Кто-то очень мудро и правильно назвал кладбище, где похоронены жертвы трагедии, именно "Городом Ангелов". Но 5 сентября 2004 года это место выглядело по-другому. Та картина до сих пор перед глазами - огромное количество людей, земля вся изрыта, выкопаны будущие могилы, рядом белые деревянные кресты. Когда прошел митинг перед захоронением, начал накрапывать дождь, мелкий-мелкий, земля дождем стала темной, практически черной. Начали хоронить одновременно всех, и послышался не крик, не плач, а вой. Земля содрогалась.
Похороны прошли и 6 чесла, потому что не всех захоронили 5 сентября: кого-то еще не опознали, кого-то не смогли подготовить.

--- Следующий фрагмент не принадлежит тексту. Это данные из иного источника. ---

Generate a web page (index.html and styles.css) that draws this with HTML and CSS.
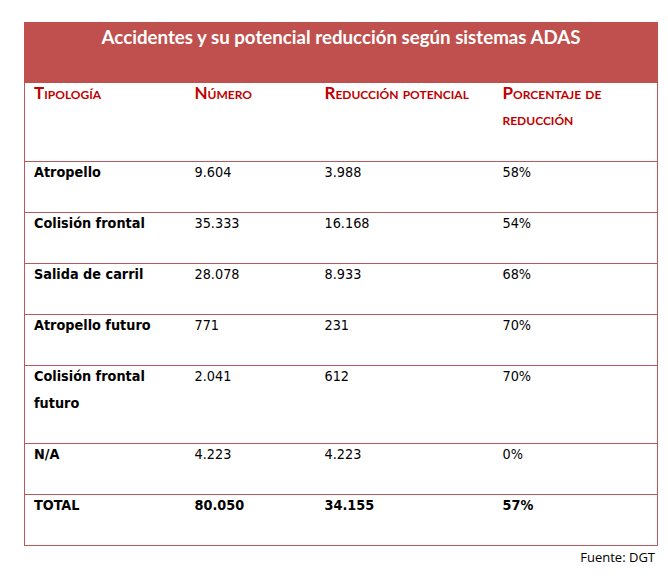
FILE: index.html
```html
<!DOCTYPE html>
<html lang="es">
<head>
<meta charset="utf-8">
<title>Accidentes y su potencial reducción según sistemas ADAS</title>
<link rel="stylesheet" href="styles.css">
</head>
<body>
<div class="page">
  <table class="adas">
    <colgroup>
      <col class="c1"><col class="c2"><col class="c3"><col class="c4">
    </colgroup>
    <thead>
      <tr class="title-row">
        <th colspan="4">Accidentes y su potencial reducción según sistemas ADAS</th>
      </tr>
      <tr class="head-row">
        <th><div class="cell">Tipología</div></th>
        <th><div class="cell">Número</div></th>
        <th><div class="cell">Reducción potencial</div></th>
        <th><div class="cell">Porcentaje de reducción</div></th>
      </tr>
    </thead>
    <tbody>
      <tr><td class="lbl"><div class="cell">Atropello</div></td><td><div class="cell">9.604</div></td><td><div class="cell">3.988</div></td><td><div class="cell">58%</div></td></tr>
      <tr><td class="lbl"><div class="cell">Colisión frontal</div></td><td><div class="cell">35.333</div></td><td><div class="cell">16.168</div></td><td><div class="cell">54%</div></td></tr>
      <tr><td class="lbl"><div class="cell">Salida de carril</div></td><td><div class="cell">28.078</div></td><td><div class="cell">8.933</div></td><td><div class="cell">68%</div></td></tr>
      <tr><td class="lbl"><div class="cell">Atropello futuro</div></td><td><div class="cell">771</div></td><td><div class="cell">231</div></td><td><div class="cell">70%</div></td></tr>
      <tr><td class="lbl"><div class="cell">Colisión frontal futuro</div></td><td><div class="cell">2.041</div></td><td><div class="cell">612</div></td><td><div class="cell">70%</div></td></tr>
      <tr><td class="lbl"><div class="cell">N/A</div></td><td><div class="cell">4.223</div></td><td><div class="cell">4.223</div></td><td><div class="cell">0%</div></td></tr>
      <tr class="total"><td><div class="cell">TOTAL</div></td><td><div class="cell">80.050</div></td><td><div class="cell">34.155</div></td><td><div class="cell">57%</div></td></tr>
    </tbody>
  </table>
  <p class="source">Fuente: DGT</p>
</div>
</body>
</html>
```
FILE: styles.css
```css
html, body {
  margin: 0;
  padding: 0;
  background: #ffffff;
}

.page {
  padding: 22px 11px 0 24px;
}

.adas {
  width: 633px;
  border-collapse: collapse;
  table-layout: fixed;
  font-family: "DejaVu Sans Condensed", "DejaVu Sans", sans-serif;
  font-size: 14.3px;
  color: #000;
}

.c1 { width: 161px; }
.c2 { width: 130px; }
.c3 { width: 178px; }
.c4 { width: 164px; }

.cell {
  margin-top: -3px;
}

.title-row th {
  background: #c0504d;
  color: #ffffff;
  font-family: Lato, "Open Sans", sans-serif;
  font-weight: bold;
  font-size: 18.7px;
  line-height: 22px;
  height: 60px;
  padding: 3px 0 0 0;
  vertical-align: top;
  text-align: center;
  border: 1px solid #c0504d;
  box-sizing: border-box;
}

.head-row th {
  font-family: Lato, "Open Sans", sans-serif;
  font-variant: small-caps;
  font-weight: bold;
  font-size: 17px;
  color: #c00000;
  text-align: left;
  vertical-align: top;
  line-height: 26px;
  height: 79px;
  padding: 0 4px 0 9px;
  box-sizing: border-box;
  border-bottom: 1px solid #b65a5e;
}

.head-row th:first-child {
  border-left: 1px solid #b65a5e;
}

.head-row th:last-child {
  border-right: 1px solid #b65a5e;
}

.adas td {
  vertical-align: top;
  text-align: left;
  line-height: 27px;
  padding: 0 8px 26px 9px;
  border-bottom: 1px solid #b65a5e;
}

.adas td:first-child {
  border-left: 1px solid #b65a5e;
}

.adas td:last-child {
  border-right: 1px solid #b65a5e;
}

.adas td.lbl,
.total td {
  font-weight: bold;
}

.source {
  width: 631px;
  margin: 3px 0 0 0;
  line-height: 16px;
  text-align: right;
  font-family: "Open Sans", Lato, sans-serif;
  font-size: 13px;
  color: #000;
}
```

И тогда огромное количество людей собралось в толпу, тысячами они двигались в сторону Ингушетии, к тем самым селам, откуда приехали террористы. У них эмоции переполнялись через край. Но это была бы провокация, очередное кровопролитие, это нужно было все остановить. Ни милиция, ни сотрудники других ведомств и так далее, ни администрация — никто остановить этих людей не мог.
У Эдуарда Кокойты был внедорожник, и он пытался встать на эту машину, разговаривал с толпой то по-русски, то по-осетински, пытался остановить их. Нам удалось их остановить.

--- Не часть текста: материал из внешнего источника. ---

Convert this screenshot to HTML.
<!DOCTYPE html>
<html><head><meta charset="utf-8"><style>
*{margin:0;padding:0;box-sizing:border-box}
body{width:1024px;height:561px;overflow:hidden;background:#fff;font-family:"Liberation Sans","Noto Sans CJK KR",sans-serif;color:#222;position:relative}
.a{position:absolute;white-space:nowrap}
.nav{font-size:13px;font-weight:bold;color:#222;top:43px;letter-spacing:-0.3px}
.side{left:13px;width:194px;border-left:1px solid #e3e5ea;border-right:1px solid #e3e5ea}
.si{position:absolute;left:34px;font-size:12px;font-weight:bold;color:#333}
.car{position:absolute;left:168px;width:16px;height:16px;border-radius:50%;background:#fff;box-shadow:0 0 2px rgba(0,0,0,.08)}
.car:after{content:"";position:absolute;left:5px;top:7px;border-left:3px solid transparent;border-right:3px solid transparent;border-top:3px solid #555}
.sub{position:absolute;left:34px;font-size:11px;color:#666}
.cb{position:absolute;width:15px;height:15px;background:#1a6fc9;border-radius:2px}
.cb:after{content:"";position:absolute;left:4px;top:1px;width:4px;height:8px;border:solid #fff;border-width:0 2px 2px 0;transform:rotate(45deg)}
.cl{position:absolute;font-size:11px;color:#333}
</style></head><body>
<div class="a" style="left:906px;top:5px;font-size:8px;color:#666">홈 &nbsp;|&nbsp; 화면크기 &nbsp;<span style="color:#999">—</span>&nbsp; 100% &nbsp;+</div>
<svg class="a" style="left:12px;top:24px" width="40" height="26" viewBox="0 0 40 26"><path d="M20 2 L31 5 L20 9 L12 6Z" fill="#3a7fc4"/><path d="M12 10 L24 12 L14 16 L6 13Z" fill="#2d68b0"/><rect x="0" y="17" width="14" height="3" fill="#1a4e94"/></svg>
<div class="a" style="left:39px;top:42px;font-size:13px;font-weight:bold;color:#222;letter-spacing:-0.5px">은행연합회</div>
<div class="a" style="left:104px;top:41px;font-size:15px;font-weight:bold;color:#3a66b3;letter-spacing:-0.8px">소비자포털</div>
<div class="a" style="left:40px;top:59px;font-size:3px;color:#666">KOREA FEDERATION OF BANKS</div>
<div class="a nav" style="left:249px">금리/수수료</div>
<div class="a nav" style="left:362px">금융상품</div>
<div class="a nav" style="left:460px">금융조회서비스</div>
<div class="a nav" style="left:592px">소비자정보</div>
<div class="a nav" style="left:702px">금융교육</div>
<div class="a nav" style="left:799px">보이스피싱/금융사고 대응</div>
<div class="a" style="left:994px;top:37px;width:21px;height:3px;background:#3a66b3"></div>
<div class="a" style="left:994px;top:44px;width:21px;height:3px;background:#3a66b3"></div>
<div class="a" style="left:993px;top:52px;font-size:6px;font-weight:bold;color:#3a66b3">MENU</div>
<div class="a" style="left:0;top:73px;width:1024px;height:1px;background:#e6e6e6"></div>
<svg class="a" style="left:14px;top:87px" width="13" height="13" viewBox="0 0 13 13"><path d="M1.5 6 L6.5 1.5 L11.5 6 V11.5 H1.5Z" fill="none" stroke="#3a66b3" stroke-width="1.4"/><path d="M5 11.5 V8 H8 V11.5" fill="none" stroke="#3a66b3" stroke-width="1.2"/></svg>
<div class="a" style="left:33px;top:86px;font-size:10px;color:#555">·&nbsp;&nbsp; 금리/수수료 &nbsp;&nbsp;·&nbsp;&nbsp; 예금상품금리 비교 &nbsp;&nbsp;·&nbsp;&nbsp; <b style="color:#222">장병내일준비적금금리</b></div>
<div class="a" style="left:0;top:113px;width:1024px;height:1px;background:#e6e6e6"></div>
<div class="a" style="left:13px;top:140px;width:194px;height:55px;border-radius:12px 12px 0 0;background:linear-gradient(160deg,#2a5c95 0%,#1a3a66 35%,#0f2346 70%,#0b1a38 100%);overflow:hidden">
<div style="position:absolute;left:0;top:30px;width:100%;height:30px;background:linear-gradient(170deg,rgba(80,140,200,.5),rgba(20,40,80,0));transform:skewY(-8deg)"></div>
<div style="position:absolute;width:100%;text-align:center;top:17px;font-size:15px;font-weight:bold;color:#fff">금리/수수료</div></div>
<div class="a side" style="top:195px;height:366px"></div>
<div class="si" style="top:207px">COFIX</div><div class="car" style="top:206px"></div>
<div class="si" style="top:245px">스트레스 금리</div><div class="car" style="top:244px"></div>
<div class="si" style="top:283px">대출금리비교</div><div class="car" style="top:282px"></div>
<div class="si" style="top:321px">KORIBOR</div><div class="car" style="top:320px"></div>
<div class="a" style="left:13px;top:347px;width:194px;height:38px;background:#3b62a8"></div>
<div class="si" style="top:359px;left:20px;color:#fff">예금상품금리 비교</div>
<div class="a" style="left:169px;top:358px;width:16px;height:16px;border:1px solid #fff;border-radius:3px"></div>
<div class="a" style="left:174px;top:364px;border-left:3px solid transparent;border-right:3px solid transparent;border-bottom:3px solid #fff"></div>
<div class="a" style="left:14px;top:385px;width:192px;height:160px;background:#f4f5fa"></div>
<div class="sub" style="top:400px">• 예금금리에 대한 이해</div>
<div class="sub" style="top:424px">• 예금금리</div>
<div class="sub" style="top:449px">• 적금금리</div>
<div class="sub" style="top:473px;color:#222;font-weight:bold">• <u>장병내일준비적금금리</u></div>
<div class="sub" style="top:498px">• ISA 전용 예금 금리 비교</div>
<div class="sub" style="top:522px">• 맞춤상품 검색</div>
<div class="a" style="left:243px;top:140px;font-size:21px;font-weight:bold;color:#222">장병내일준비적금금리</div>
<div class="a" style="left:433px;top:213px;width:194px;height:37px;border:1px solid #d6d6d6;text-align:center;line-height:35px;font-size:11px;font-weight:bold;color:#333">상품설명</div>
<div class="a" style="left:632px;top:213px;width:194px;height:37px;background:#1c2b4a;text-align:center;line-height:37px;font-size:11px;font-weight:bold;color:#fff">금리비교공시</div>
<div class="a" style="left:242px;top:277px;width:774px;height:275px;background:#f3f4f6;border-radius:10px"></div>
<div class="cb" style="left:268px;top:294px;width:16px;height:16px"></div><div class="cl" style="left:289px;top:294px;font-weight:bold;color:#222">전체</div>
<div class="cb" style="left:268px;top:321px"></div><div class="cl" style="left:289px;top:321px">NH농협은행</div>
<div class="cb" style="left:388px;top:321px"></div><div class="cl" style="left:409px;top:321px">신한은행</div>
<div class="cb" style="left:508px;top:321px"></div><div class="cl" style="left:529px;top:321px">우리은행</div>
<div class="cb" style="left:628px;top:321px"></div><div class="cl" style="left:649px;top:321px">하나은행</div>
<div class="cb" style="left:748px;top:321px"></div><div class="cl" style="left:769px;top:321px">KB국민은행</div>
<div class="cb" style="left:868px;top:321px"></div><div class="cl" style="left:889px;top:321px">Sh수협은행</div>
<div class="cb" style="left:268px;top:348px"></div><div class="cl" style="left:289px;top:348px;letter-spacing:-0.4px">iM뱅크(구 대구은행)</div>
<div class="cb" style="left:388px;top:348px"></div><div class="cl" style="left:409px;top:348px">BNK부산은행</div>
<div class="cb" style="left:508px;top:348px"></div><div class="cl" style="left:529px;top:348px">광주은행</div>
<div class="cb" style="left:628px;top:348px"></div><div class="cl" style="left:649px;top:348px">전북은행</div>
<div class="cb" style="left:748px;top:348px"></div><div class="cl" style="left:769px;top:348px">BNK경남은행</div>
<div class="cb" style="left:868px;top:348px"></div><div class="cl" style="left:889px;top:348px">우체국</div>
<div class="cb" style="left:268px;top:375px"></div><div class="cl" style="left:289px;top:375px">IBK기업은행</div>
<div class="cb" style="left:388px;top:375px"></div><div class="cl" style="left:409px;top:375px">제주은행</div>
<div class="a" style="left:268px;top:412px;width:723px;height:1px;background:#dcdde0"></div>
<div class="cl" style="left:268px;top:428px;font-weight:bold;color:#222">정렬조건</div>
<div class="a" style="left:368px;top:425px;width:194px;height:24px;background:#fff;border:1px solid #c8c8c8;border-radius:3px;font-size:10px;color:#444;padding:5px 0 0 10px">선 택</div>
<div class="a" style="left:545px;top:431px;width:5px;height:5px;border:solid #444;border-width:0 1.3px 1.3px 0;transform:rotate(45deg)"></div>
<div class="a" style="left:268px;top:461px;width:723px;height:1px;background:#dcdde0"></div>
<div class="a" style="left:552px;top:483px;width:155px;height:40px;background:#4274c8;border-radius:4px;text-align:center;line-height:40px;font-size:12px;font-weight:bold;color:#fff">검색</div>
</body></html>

Наша задача сегодня — ни в коем случае не допустить чтобы ценой детей взрослые люди решали какие-то свои политические вопросы.
— Общаетесь ли вы до сих пор с кем-нибудь из пострадавших в той чудовищной трагедии?
— Те, кто пошли в первый класс 20 лет тому назад, им уже по 27-30 лет и больше. Они уже закончили университеты, институты, уже стали взрослыми людьми, у них свои семьи, дети, кто-то служит - каждый выбрал свою профессию.
Однако они все особенные.
Те, кто пережил трагедию, имеют особенный склад и психологию: они гораздо внимательнее, добрее многих, это чувствуется. Конечно, мы встречаемся до сих пор, и переписываемся, и созваниваемся, и помогаем друг другу. Эта дружба уже на века.